*I wrote this yesterday, May28, but couldn’t post it due to internet connection issues.*
Today is my birthday. On this day, it was a Sunday then, thirty-seven years ago, my mother, she was twenty-one then, was labouring me into this world. I was a small baby, long and skinny like a just-hatched bird, I am told. I’m more of a wild turkey now. Fuller, more feathery, louder and bolder. A wild turkey, indeed.
Today, instead of slipping through my mother’s birth canal, I rose before the sun to catch a plane that would lift me into the womb of the sky and fly me across the country to Winnipeg. To the city with a river so filled with blood they call it the Red River. That’s probably not the real reason, but I think it’s part of the definition even if no one says it out loud. No one but the writers. The poets.
I wrote in my journal as the plane streamed through the innocent sky over our massive country, the land waving long grass hellos, I wrote to myself – I suppose I should contemplate what this day means to me. It is my day of birth. Today I am thirty-seven years old. That’s three years from forty.
I wrote this after a long conversation with the gorgeous woman sitting beside me. We’d never met before but fell into conversation like our souls were meant to meet. I listened intently to her words as she used her manicured hands to help tell her stories. Her nails were round like a skittle lay beneath each one. Perfect wrinkles fell into the skin on her face from years of smiling and living. Intimate details she spilled like the coffee I dripped on my pullout tray. We talked about art and travel, about children and miscarriages, about family and death, and a mystery steam trunk filled with white mold. Her lips were pink, a blue hue covered the blanket of skin over her eyes. I’m sure she didn’t know a poet was drinking her up. Thirsty. Grateful.
When the flight landed, after I wrote in my journal…little to contemplate but the fate of my poor pounding ears about to be devastated by landing, we hugged like we were sisters and wished each other. Promised to stay connected.
I left the comfort and love of my home to fly across country and hang out with writers. With poets. With people who listen to the voices in their heads and pull them out, paint words on paper, on computer screens because, well, we have to. And we’re all initially shy for the gym for our word muscles is on paper, in our books, in our novels and poems and essays. And it takes an awkward moment to bring us together and ask…so what do you write?
We are storytelling children in grown-up skin costumes milling about and wanting to be heard…even when our stories are rooted in violence, hatred, ignorance – and the courage to write about them.

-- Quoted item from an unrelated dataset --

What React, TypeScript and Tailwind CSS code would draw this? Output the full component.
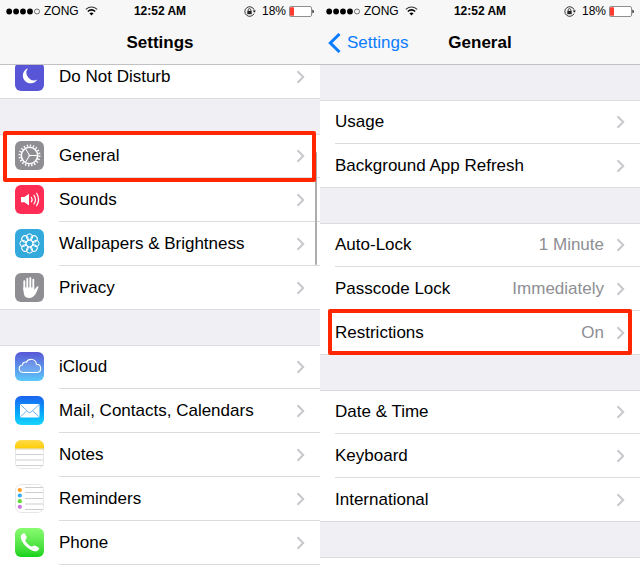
import React from "react";

type Item = {
  label: string;
  value?: string;
  icon?: React.ReactNode;
  highlight?: string;
};

const Tile: React.FC<{ bg: string; children: React.ReactNode }> = ({ bg, children }) => (
  <span className={`block size-[29px] shrink-0 overflow-hidden rounded-md ${bg}`}>
    <svg viewBox="0 0 29 29" className="block size-full" fill="none" aria-hidden="true">
      {children}
    </svg>
  </span>
);

const MoonIcon = () => (
  <Tile bg="bg-[#5856d6]">
    <path d="M13 6.2A7.8 7.8 0 1 0 22.3 17.6A7.6 7.6 0 0 1 13 6.2Z" fill="#fff" />
  </Tile>
);

const GearIcon = () => (
  <Tile bg="bg-[#8e8e93]">
    <g stroke="#fff">
      <circle cx="14.5" cy="14.5" r="8.2" strokeWidth="1.6" />
      <circle cx="14.5" cy="14.5" r="10" strokeWidth="2" strokeDasharray="1.4 1.742" />
      <path d="M14.5 14.5H22.5M14.5 14.5L10.5 7.6M14.5 14.5L10.5 21.4" strokeWidth="1" />
    </g>
    <circle cx="14.5" cy="14.5" r="1.1" fill="#fff" />
  </Tile>
);

const SoundIcon = () => (
  <Tile bg="bg-[#ff2d55]">
    <path d="M6 12h3.4L14 8.7v11.8L9.4 17.2H6Z" fill="#fff" />
    <g stroke="#fff" strokeWidth="1.2" strokeLinecap="round">
      <path d="M16.4 12.4q1.5 2.2 0 4.4" />
      <path d="M19 10.3q2.9 4.3 0 8.6" />
      <path d="M21.6 8.2q4 6.3 0 12.6" />
    </g>
  </Tile>
);

const petals = [0, 45, 90, 135, 180, 225, 270, 315];

const FlowerIcon = () => (
  <Tile bg="bg-[#34aadc]">
    <g stroke="#fff" strokeWidth="1">
      {petals.map((angle) => (
        <circle key={angle} cx="14.5" cy="8" r="3.1" transform={`rotate(${angle} 14.5 14.5)`} />
      ))}
      <circle cx="14.5" cy="14.5" r="3.4" />
    </g>
  </Tile>
);

const HandIcon = () => (
  <Tile bg="bg-[#8e8e93]">
    <g stroke="#fff" strokeWidth="1.9" strokeLinecap="round">
      <path d="M9.3 8.2V17M12.3 5.6V16M15.3 5V16M18.3 6.8V17" />
    </g>
    <path
      d="M8.4 14.5H19.2V17.2L21.7 13.8Q22.6 12.8 23.6 13.5C22.9 16 21.7 19.2 20.2 21.6Q17.9 25 14.2 25Q9.7 25 8.8 20.4Z"
      fill="#fff"
    />
  </Tile>
);

const CloudIcon = () => (
  <Tile bg="bg-linear-to-b from-[#5856d6] to-[#5ac8fa]">
    <path
      d="M8.2 20.5C5.8 20.5 4.2 18.8 4.2 16.7C4.2 14.7 5.6 13.2 7.4 13C7.4 10.8 9.4 9.4 11.3 10.2C12.3 8.2 14 7.2 16 7.2C19 7.2 21.3 9.4 21.4 12.3C24 12.4 25.7 14.1 25.7 16.4C25.7 18.8 24 20.5 21.5 20.5Z"
      fill="#fff"
      fillOpacity="0.12"
      stroke="#fff"
      strokeWidth="1.1"
    />
  </Tile>
);

const MailIcon = () => (
  <Tile bg="bg-linear-to-b from-[#1d62f0] to-[#1ad5fd]">
    <rect x="5" y="8" width="19.5" height="13.4" rx="1" fill="#fff" />
    <path d="M5.4 8.6L13.3 16Q14.7 17.2 16.1 16L24.1 8.6M5.4 20.8L11.8 14.8M24.1 20.8L17.7 14.8" stroke="#4aa0ee" strokeWidth="0.8" />
  </Tile>
);

const NotesIcon = () => (
  <Tile bg="bg-white">
    <defs>
      <linearGradient id="notes" x1="0" y1="0" x2="0" y2="1">
        <stop stopColor="#ffdb4c" />
        <stop offset="1" stopColor="#ffcd02" />
      </linearGradient>
    </defs>
    <path d="M0 14.5H29M0 20H29M0 25.5H29" stroke="#cfcfd2" />
    <rect x="0.5" y="0.5" width="28" height="28" rx="5.5" stroke="#e6e6e6" />
    <rect width="29" height="8.5" fill="url(#notes)" />
    <path d="M0 9H29" stroke="#d2c48c" strokeWidth="0.8" />
  </Tile>
);

const RemindersIcon = () => (
  <Tile bg="bg-white">
    <path d="M10 3.5H29M10 8.5H29M10 14.5H29M10 20H29M10 25.5H29" stroke="#cdcdcf" />
    <rect x="0.5" y="0.5" width="28" height="28" rx="5.5" stroke="#e6e6e6" />
    <circle cx="4.8" cy="6" r="2.1" fill="#ff9a1f" />
    <circle cx="4.8" cy="11.5" r="2.1" fill="#34aaf5" />
    <circle cx="4.8" cy="17.2" r="2.1" fill="#63da38" />
    <circle cx="4.8" cy="22.8" r="2.1" fill="#cc73e1" />
  </Tile>
);

const PhoneIcon = () => (
  <Tile bg="bg-linear-to-b from-[#87fc70] to-[#0bd318]">
    <path
      d="M8.4 5.3C9.3 5 9.9 5.4 10.3 6.3L11.5 8.8C11.9 9.8 11.7 10.5 10.9 11.2C10.2 11.9 10.2 12.6 10.8 13.5C12.2 15.6 13.8 17.2 15.9 18.3C16.8 18.8 17.4 18.7 18 18C18.7 17.3 19.4 17.2 20.3 17.7L23.2 19.2C24.2 19.8 24.5 20.5 24 21.3C23 22.9 21.3 23.6 19.4 23.2C13 21.8 7 15.5 5.8 9.8C5.4 7.7 6.5 5.9 8.4 5.3Z"
      fill="#fff"
    />
  </Tile>
);

const StatusBar = () => (
  <div className="flex h-[22px] items-center text-xs text-black">
    <div className="flex flex-1 items-center pl-[6px]">
      <svg className="mr-1 h-[7px] w-[34px]" viewBox="0 0 34 7" aria-hidden="true">
        <circle cx="3.2" cy="3.5" r="2.9" />
        <circle cx="10.1" cy="3.5" r="2.9" />
        <circle cx="17" cy="3.5" r="2.9" />
        <circle cx="24" cy="3.5" r="2.9" />
        <circle cx="31" cy="3.5" r="2.5" fill="none" stroke="#333" strokeWidth="0.7" />
      </svg>
      <span>ZONG</span>
      <svg className="ml-[6px] h-[10px] w-[13px]" viewBox="0 0 13 10" fill="none" stroke="#000" aria-hidden="true">
        <path d="M0.8 3.3Q6.5 -1.4 12.2 3.3" strokeWidth="1.1" stroke="#333" />
        <path d="M2.8 5.5Q6.5 2.3 10.2 5.5" strokeWidth="1.5" />
        <path d="M4.4 7.2Q6.5 5.6 8.6 7.2L6.5 9.4Z" fill="#000" stroke="none" />
      </svg>
    </div>
    <span className="font-bold">12:52 AM</span>
    <div className="flex flex-1 items-center justify-end pr-[6px]">
      <svg className="mr-[6px] h-[11px] w-3" viewBox="0 0 12 11" fill="none" stroke="#222" aria-hidden="true">
        <path d="M10 7.6A4.8 4.8 0 1 1 10.1 3.7" strokeWidth="0.9" />
        <path d="M8.6 4.4H12L10.3 6.7Z" fill="#222" stroke="none" />
        <rect x="3.3" y="4.9" width="4.4" height="3.3" fill="#222" stroke="none" />
        <path d="M4.2 5V3.9a1.3 1.3 0 0 1 2.6 0V5" strokeWidth="0.8" />
      </svg>
      <span>18%</span>
      <svg className="ml-[3px] h-[11px] w-[25px]" viewBox="0 0 25 11" fill="none" aria-hidden="true">
        <rect x="0.5" y="0.5" width="22" height="10" rx="1.5" fill="#fff" stroke="#8f8f8f" />
        <rect x="1" y="1.3" width="4" height="8.4" rx="0.6" fill="#ff3b30" />
        <path d="M23.3 3.5Q25 4 25 5.5T23.3 7.5Z" fill="#333" />
      </svg>
    </div>
  </div>
);

const Header: React.FC<{ title: string; back?: string }> = ({ title, back }) => (
  <header className="h-[65px] border-b border-[#c2c2c4] bg-[#f7f7f7]">
    <StatusBar />
    <div className="grid h-[42px] grid-cols-[1fr_auto_1fr] items-center text-[17px]">
      <div>
        {back && (
          <a href="#settings" className="flex items-center gap-[6px] pl-2 text-[#0a7cff]">
            <svg className="h-5 w-[13px]" viewBox="0 0 13 20" fill="none" stroke="currentColor" aria-hidden="true">
              <path d="M11.5 1L2.3 10L11.5 19" strokeWidth="3" />
            </svg>
            {back}
          </a>
        )}
      </div>
      <h1 className="font-bold text-black">{title}</h1>
    </div>
  </header>
);

const Chevron = () => (
  <svg className="h-[14px] w-[9px] shrink-0" viewBox="0 0 9 14" fill="none" aria-hidden="true">
    <path d="M1.5 1.3L7.2 7L1.5 12.7" stroke="#c7c7cc" strokeWidth="2" />
  </svg>
);

const Row: React.FC<{ item: Item; inset: boolean }> = ({ item, inset }) => (
  <li className={`group relative h-11 shrink-0 border-[#dcdce0] first:h-[43px] ${inset ? "" : "last:border-b"}`}>
    <a href={`#${item.label}`} className="flex h-full items-center pl-[15px] text-[17px] text-black">
      {item.icon && (
        <span className={`mr-[15px] pb-px group-first:pb-0.5 ${inset ? "" : "group-last:pb-0"}`}>{item.icon}</span>
      )}
      <span
        className={`flex h-full flex-1 items-center border-b border-[#dcdce0] pr-[15px] ${inset ? "" : "group-last:border-b-0"}`}
      >
        <span className="flex-1 whitespace-nowrap">{item.label}</span>
        {item.value && <span className="mr-3 text-[#8e8e93]">{item.value}</span>}
        <Chevron />
      </span>
    </a>
    {item.highlight && (
      <span className={`pointer-events-none absolute z-10 rounded-xs border-4 border-[#ff2600] ${item.highlight}`} />
    )}
  </li>
);

// inset keeps the last divider indented, for a group that goes on below the fold
const Group: React.FC<{ items: Item[]; inset?: boolean }> = ({ items, inset = false }) => (
  <ul className="bg-white">
    {items.map((item) => (
      <Row key={item.label} item={item} inset={inset} />
    ))}
  </ul>
);

const Gap = () => <div className="h-9 border-b border-[#dcdce0] bg-[#efeff4]" />;

const deviceItems: Item[] = [
  { label: "General", icon: <GearIcon />, highlight: "-top-1 -bottom-1 left-[3px] right-1" },
  { label: "Sounds", icon: <SoundIcon /> },
  { label: "Wallpapers & Brightness", icon: <FlowerIcon /> },
  { label: "Privacy", icon: <HandIcon /> },
];

const appItems: Item[] = [
  { label: "iCloud", icon: <CloudIcon /> },
  { label: "Mail, Contacts, Calendars", icon: <MailIcon /> },
  { label: "Notes", icon: <NotesIcon /> },
  { label: "Reminders", icon: <RemindersIcon /> },
  { label: "Phone", icon: <PhoneIcon /> },
];

const usageItems: Item[] = [{ label: "Usage" }, { label: "Background App Refresh" }];

const lockItems: Item[] = [
  { label: "Auto-Lock", value: "1 Minute" },
  { label: "Passcode Lock", value: "Immediately" },
  { label: "Restrictions", value: "On", highlight: "-top-0.5 -bottom-px inset-x-2" },
];

const localeItems: Item[] = [{ label: "Date & Time" }, { label: "Keyboard" }, { label: "International" }];

const SettingsScreen = () => (
  <section className="relative flex-1 bg-white">
    <Header title="Settings" />
    {/* Scrolled list, the first row is partly under the header */}
    <ul className="flex h-[34px] flex-col justify-end overflow-hidden">
      <li className="h-11 shrink-0 border-b border-[#dcdce0]">
        <a href="#dnd" className="flex h-full items-center pr-[15px] pl-[15px] text-[17px] text-black">
          <span className="mr-[15px]">
            <MoonIcon />
          </span>
          <span className="flex-1">Do Not Disturb</span>
          <Chevron />
        </a>
      </li>
    </ul>
    <Gap />
    <Group items={deviceItems} />
    <Gap />
    <Group items={appItems} inset />
    {/* Scroll indicator */}
    <span className="absolute top-[152px] right-[3px] h-[113px] w-0.5 rounded-full bg-[#adadad]" />
  </section>
);

const GeneralScreen = () => (
  <section className="flex-1 bg-white">
    <Header title="General" back="Settings" />
    <Gap />
    <Group items={usageItems} />
    <Gap />
    <Group items={lockItems} />
    <Gap />
    <Group items={localeItems} />
    <Gap />
  </section>
);

const App: React.FC = () => {
  return (
    <main className="flex bg-white pr-px font-['Liberation_Sans',Arial,sans-serif]">
      <SettingsScreen />
      <GeneralScreen />
    </main>
  );
};

export default App;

Gregory Scofield. He talked about the power of words. He talked about the relationship of numbers to bodies and blood and realities that make a river run red with blood. But his words, the ones that jumped into my field of silence were ‘the roots of my tongue’.
The roots of my tongue.
I don’t remember being born. Being pushed out a soft red canal into the arms of the woman I call mother. I do remember other things. I do remember where some roots began. Where some roots faded and dried. Where still other roots broke off in search of other soil. But what of the roots of my tongue?

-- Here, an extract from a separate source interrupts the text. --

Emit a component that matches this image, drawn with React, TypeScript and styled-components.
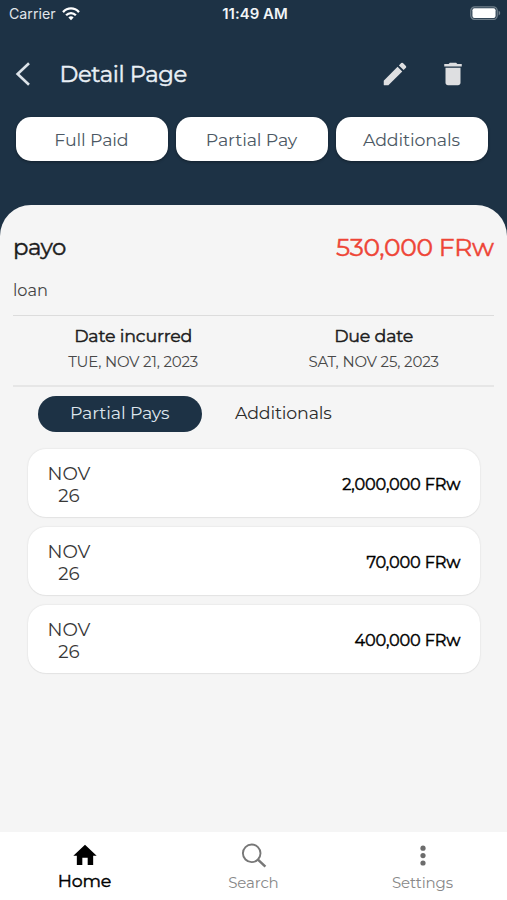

Thirty-seven years I’ve breathed. Inhaled. Exhaled. Gulped and swallowed this life. Spit it out in thousands of pages. Some I share. Most I don’t.
On this day of my birth, I contemplate my role as a writer, knowing that ‘writer’ is synonymous with woman-who-is-compelled-to-tell-truths. Would that be my native name? Would I be brave enough to carry this definition onto the pages of my voice? Am I brave enough to find the roots of my tongue knowing that ‘roots’ is synonymous with stories-that-need-to-be-told?
Could I stand at the blood red foot of a river that flows in my veins and tells truths that are violent, hateful, ignorant – throw a rock of courage into the flat surface and catch poetry in the ripples that go on and on?
Aging is for poets to unravel the knotted, Griswald-family Christmas-vacation ball of lights-sized history that is our individual roots. The woman on the plane did it. She told me it took a year to go through all the history in her family home…days and days, hours and hours to sift and sort and burn and give the things and stories that pulse through our veins…even when we didn’t know it. Even if it’s the blood of a river, of a place, even if it’s a man standing at a podium unraveling the roots of his tongue…to show us that it can be done.
I contemplate the state of the roots of my tongue. I know in my soul they are cultivating in my family. Gripping the deep belly laugh of my son’s joy. Hanging on the monumental wisdom in my daughter’s eyes. Waltzing with the I-love-you trueness that is my soul connection to my hubby. Gleaming in the mischief of my puppy’s droopy eyes. There are no blood rivers here. I must tell myself that this is okay. Roots aren’t born to compete they’re born to strengthen, to nurture, to stand strong…even when I feel like I’m toppling over.
I write because the roots of my tongue cannot be silenced…even though I know I silence some of them. For now. I write because since the day I was born I was born to write. And my roots are so strong that I’m willing to fly away from my family to sit in a room of other trees, grappling with their roots, listening to a storm of courage that is raining on us to cultivate our power. As writers.